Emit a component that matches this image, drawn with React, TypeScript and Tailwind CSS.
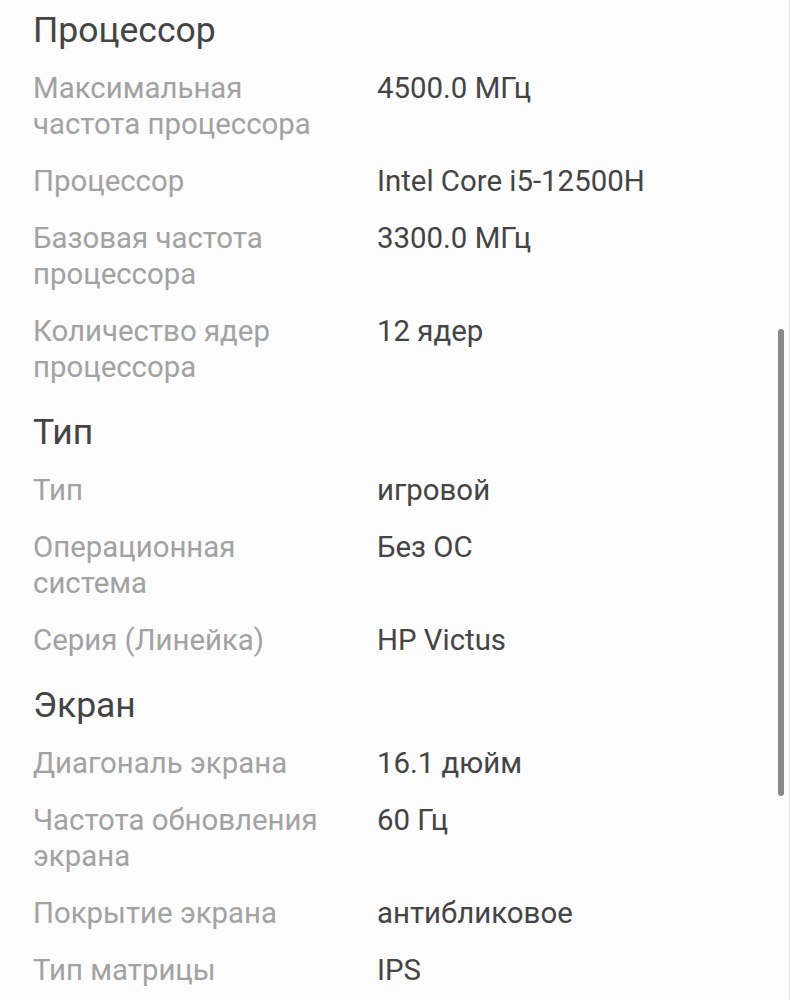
type Row = { label: string[]; value: string };
type Section = { title: string; rows: Row[] };

const sections: Section[] = [
  {
    title: "Процессор",
    rows: [
      { label: ["Максимальная", "частота процессора"], value: "4500.0 МГц" },
      { label: ["Процессор"], value: "Intel Core i5-12500H" },
      { label: ["Базовая частота", "процессора"], value: "3300.0 МГц" },
      { label: ["Количество ядер", "процессора"], value: "12 ядер" },
    ],
  },
  {
    title: "Тип",
    rows: [
      { label: ["Тип"], value: "игровой" },
      { label: ["Операционная", "система"], value: "Без ОС" },
      { label: ["Серия (Линейка)"], value: "HP Victus" },
    ],
  },
  {
    title: "Экран",
    rows: [
      { label: ["Диагональ экрана"], value: "16.1 дюйм" },
      { label: ["Частота обновления", "экрана"], value: "60 Гц" },
      { label: ["Покрытие экрана"], value: "антибликовое" },
      { label: ["Тип матрицы"], value: "IPS" },
    ],
  },
];

export default function App() {
  return (
    <div className="relative h-[1000px] w-[790px] overflow-hidden bg-[#fcfcfc] font-['Roboto',sans-serif]">
      <div className="pl-[33px] pt-[8px]">
        {sections.map((section, si) => (
          <div key={section.title} className={si === 0 ? "" : "mt-[25px]"}>
            <h2 className="text-[35.5px] leading-[44px] text-[#444444]">{section.title}</h2>
            {section.rows.map((row, ri) => (
              <div
                key={row.value}
                className={`flex text-[29.4px] leading-[36px] ${ri === 0 ? "mt-[18px]" : "mt-[21px]"}`}
              >
                <div className="w-[344px] shrink-0 text-[#a2a2a2]">
                  {row.label.map((l) => (
                    <div key={l}>{l}</div>
                  ))}
                </div>
                <div className="text-[#444444]">{row.value}</div>
              </div>
            ))}
          </div>
        ))}
      </div>

      {/* полоса прокрутки */}
      <div className="absolute left-[778px] top-[329px] h-[467px] w-[6px] rounded-full bg-[#888888]" />
      <div className="absolute right-0 top-0 h-full w-px bg-[#dddddd]" />
    </div>
  );
}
○ ○ ○ ○
REQUIRED TASK: Quote the listing above in full, except for the pictures.

ANSWER:
Emit a component that matches this image, drawn with React, TypeScript and Tailwind CSS.
type Row = { label: string[]; value: string };
type Section = { title: string; rows: Row[] };

const sections: Section[] = [
  {
    title: "Процессор",
    rows: [
      { label: ["Максимальная", "частота процессора"], value: "4500.0 МГц" },
      { label: ["Процессор"], value: "Intel Core i5-12500H" },
      { label: ["Базовая частота", "процессора"], value: "3300.0 МГц" },
      { label: ["Количество ядер", "процессора"], value: "12 ядер" },
    ],
  },
  {
    title: "Тип",
    rows: [
      { label: ["Тип"], value: "игровой" },
      { label: ["Операционная", "система"], value: "Без ОС" },
      { label: ["Серия (Линейка)"], value: "HP Victus" },
    ],
  },
  {
    title: "Экран",
    rows: [
      { label: ["Диагональ экрана"], value: "16.1 дюйм" },
      { label: ["Частота обновления", "экрана"], value: "60 Гц" },
      { label: ["Покрытие экрана"], value: "антибликовое" },
      { label: ["Тип матрицы"], value: "IPS" },
    ],
  },
];

export default function App() {
  return (
    <div className="relative h-[1000px] w-[790px] overflow-hidden bg-[#fcfcfc] font-['Roboto',sans-serif]">
      <div className="pl-[33px] pt-[8px]">
        {sections.map((section, si) => (
          <div key={section.title} className={si === 0 ? "" : "mt-[25px]"}>
            <h2 className="text-[35.5px] leading-[44px] text-[#444444]">{section.title}</h2>
            {section.rows.map((row, ri) => (
              <div
                key={row.value}
                className={`flex text-[29.4px] leading-[36px] ${ri === 0 ? "mt-[18px]" : "mt-[21px]"}`}
              >
                <div className="w-[344px] shrink-0 text-[#a2a2a2]">
                  {row.label.map((l) => (
                    <div key={l}>{l}</div>
                  ))}
                </div>
                <div className="text-[#444444]">{row.value}</div>
              </div>
            ))}
          </div>
        ))}
      </div>

      {/* полоса прокрутки */}
      <div className="absolute left-[778px] top-[329px] h-[467px] w-[6px] rounded-full bg-[#888888]" />
      <div className="absolute right-0 top-0 h-full w-px bg-[#dddddd]" />
    </div>
  );
}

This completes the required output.